Real estate today is broadly assumed to be a nearly risk-free asset class – only unlike a bank CD, you can routinely make low, double-digit returns. If you calculated the standard deviation on a home (if you could get a frequent market quote on the property), and contrasted this smooth ride to the major gains many homes have made in recent years, it would appear to be the greatest investment of all time – and in the past, from a risk-to-reward point of view, it may very well have been (at least in recent memory).

More money has been lost by investors – top Noble Prize-winning professionals and Joe E*Trades alike – by poor risk assessment based on past volatility. Most major hedge fund blow-ups you read about in the paper were bets that should have worked – and had in fact worked in the past for years if not decades – that suddenly went awry because some historical volatility or relationship changed.

97% of the time you can probably size up the risk of an investment by its fluctuations. But risk is not volatility, which the financial community would consider the notion of a mad heretic. Risk is downside potential. Risk is certainty: how sure can you be that the past will repeat itself, or that your estimate of the future will be accurate? Risk is relative to other options, and is a moving target at all times.

One possible future scenario that could turn some fundamental risk relationships upside down is comparing bonds to stocks. Bonds are clearly safer than stocks, particularly in the short run. The volatility is far lower because the upside is fixed and predictable, and the downside is limited because legally you have more of a claim to a company’s assets with bonds than with stocks. Companies have to pay bond interest or they are in default. Companies are under no obligations to pay stock dividends. But if every baby boomer shifts their non-home assets from stocks to bonds in retirement because bonds are safer, maybe they won’t be.
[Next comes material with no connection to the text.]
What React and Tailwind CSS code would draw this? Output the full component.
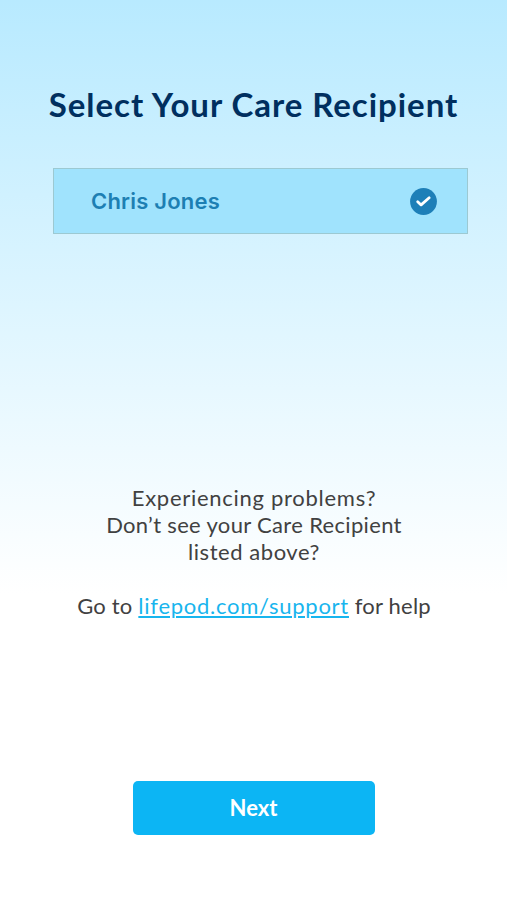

If stocks get cheap enough (or bonds get dear enough) the safe retirement portfolio could be comprised of stocks alone (maybe even with a large dose of technology stocks!). We are currently nowhere near such an absurd pricing relationship between the two major asset classes, but you still shouldn’t get married to the notion that one strategy is always riskier than another no matter what. If home prices doubled next year across the board and rents remained the same, and the stock market fell 50% (so that the S&P500 had a roughly 4% dividend), not only could it make sense to sell your home, rent, and buy stocks with the extra proceeds, it would be safer – even though stocks are “riskier” than real estate. Maybe the safer we think an investment is the more risky it becomes. Instead of measuring volatility, perhaps an investor’s gut feeling about what’s risky and what’s not, and how much they think they will earn is a better strategy.